Die Verunsicherung in Deutschland ist groß. Nicht allein, weil Corona Spuren hinterlassen hat. Naturkatastrophen wie Fluten oder Erdbeben, das war in Deutschland lediglich aus der Ferne zu beobachten. Nun müssen Menschen in der Eifel in der Nacht aus der Angst vor den Fluten auf ihren Dächern ausharren. Zum besseren Verständnis: Das Gebiet zwischen Köln und Trier ist die Region, in die Menschen ziehen, weil ihnen Beamtenschlafstädte wie Koblenz und Bonn zu hektisch geworden sind. Und so bricht das Technische Hilfswerk in Rheinhessen jetzt im Katastrophenfall nicht auf zu Einsätzen in entfernten Krisenregionen nach Asien oder Südamerika, um Trinkwasser aufzubereiten. Sondern nur zwei Lkw-Stunden weiter nach Kordel in der Eifel. Die Krise ist jetzt hier Deutschland ist plötzlich Katastrophengebiet. Macht das den Klimawandel zum Wahlkampfthema?

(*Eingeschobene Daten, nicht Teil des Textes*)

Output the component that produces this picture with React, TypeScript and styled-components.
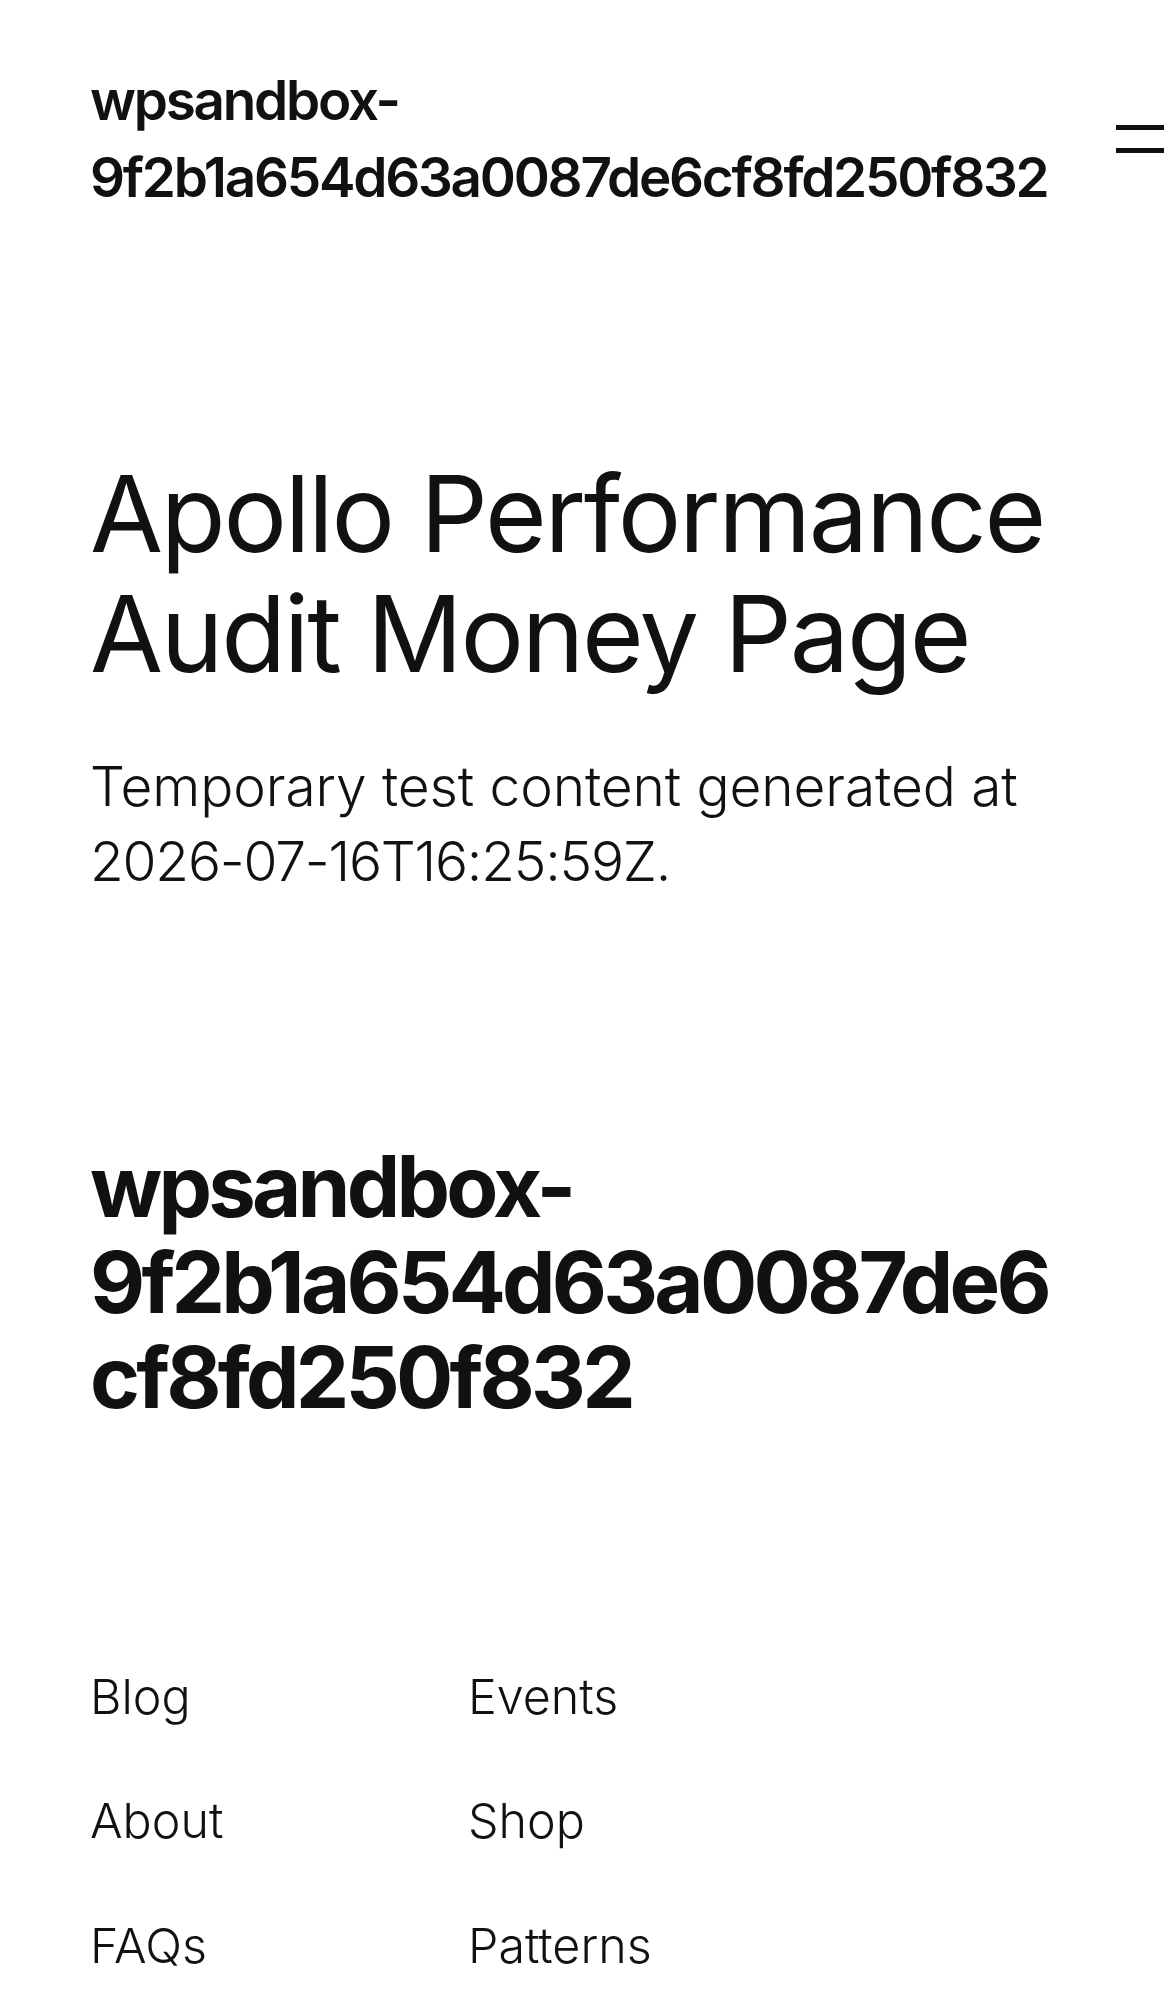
import React from "react";
import styled, { createGlobalStyle } from "styled-components";

const GlobalStyle = createGlobalStyle`
  html, body {
    margin: 0;
    padding: 0;
    background: #ffffff;
  }
  body {
    color: #111111;
    font-family: Inter, "Noto Sans", "Liberation Sans", sans-serif;
    -webkit-font-smoothing: antialiased;
  }
  * { box-sizing: border-box; }
`;

const Page = styled.div`
  display: flex;
  flex-direction: column;
  min-height: 1992px;
`;

const Header = styled.header`
  display: flex;
  align-items: center;
  padding: 62px 6px 0 90px;
`;

const SiteTitle = styled.p`
  margin: 0;
  flex: 0 1 990px;
  min-width: 0;
  font-size: 54.8px;
  line-height: 76.7px;
  font-weight: 600;
  letter-spacing: -2.25px;
  overflow-wrap: anywhere;
`;

const MenuButton = styled.button`
  margin: 0 0 0 auto;
  padding: 0;
  border: 0;
  background: transparent;
  display: flex;
  cursor: pointer;
`;

const Main = styled.main`
  display: flex;
  flex-direction: column;
  padding: 239px 90px 0;
`;

const Title = styled.h1`
  margin: 0;
  font-size: 106px;
  line-height: 1.125;
  font-weight: 400;
  letter-spacing: -2.3px;
`;

const Lead = styled.p`
  margin: 56px 0 0;
  font-size: 55px;
  line-height: 75px;
  font-weight: 300;
  letter-spacing: -0.1px;
`;

const Stamp = styled.span`
  letter-spacing: -1.2px;
`;

const Footer = styled.footer`
  display: flex;
  flex-direction: column;
  padding: 240px 90px 0;
`;

const FooterTitle = styled.h2`
  margin: 0;
  font-size: 85px;
  line-height: 1.125;
  font-weight: 700;
  letter-spacing: -3.8px;
  overflow-wrap: anywhere;
`;

const FooterNav = styled.nav`
  margin-top: 237px;
  display: grid;
  grid-template-columns: 378px auto;
  row-gap: 56.7px;
`;

const NavLink = styled.a`
  font-size: 48.4px;
  line-height: 67.8px;
  font-weight: 300;
  color: #111111;
  text-decoration: none;
  letter-spacing: 0;
`;

const links = ["Blog", "Events", "About", "Shop", "FAQs", "Patterns"];

export default function App() {
  return (
    <Page>
      <GlobalStyle />
      <Header>
        <SiteTitle>wpsandbox-9f2b1a654d63a0087de6cf8fd250f832</SiteTitle>
        <MenuButton aria-label="Open menu">
          <svg width="48" height="28" viewBox="0 0 48 28" fill="#111111">
            <rect x="0" y="0" width="48" height="5" />
            <rect x="0" y="23" width="48" height="5" />
          </svg>
        </MenuButton>
      </Header>
      <Main>
        <Title>Apollo Performance Audit Money Page</Title>
        <Lead>
          Temporary test content generated at <Stamp>2026-07-16T16:25:59Z.</Stamp>
        </Lead>
      </Main>
      <Footer>
        <FooterTitle>
          wpsandbox-9f2b1a654d63a0087de6
          <wbr />
          cf8fd250f832
        </FooterTitle>
        <FooterNav>
          {links.map((l) => (
            <NavLink key={l} href="#">
              {l}
            </NavLink>
          ))}
        </FooterNav>
      </Footer>
    </Page>
  );
}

Die Experten diskutieren noch über Wetter und Klima. Doch zeichnet sich ab, dass die Erderwärmung die Extremwetterphänomene beschleunigt. Reicht das, um einen bisher eher langweiligen Wahlkampf zu drehen?

Anders als Fukushima scheinen die Extremwetter in Rheinland-Pfalz und Nordrhein-Westfalen eher lokale Ereignisse zu bleiben. Doch ist jetzt schon klar: Nach all den Debatten über geschönte Lebensläufe und abgekupferte Buchzeilen scheint der Wahlkampf mit den Unwettern eine neue Ereigniskarte zu haben. Karl-Rudorf Korte fasst das als Politikwissenschaftler so: „Exogene Schocks können die Lage weiter verändern.“

Von ihrer Abschiedsreise aus Washington meldet sich Angela Merkel: „Die Häufung macht einfach Sorge und fordert uns zum Handeln auf“, mahnt die scheidende Bundeskanzlerin. Sie war es übrigens, die nach Fukushima, die Rückkehr zu Deutschlands Ausstieg von der Atomkraft veränderte. Äußere Schocks können echte Wendepunkte sein.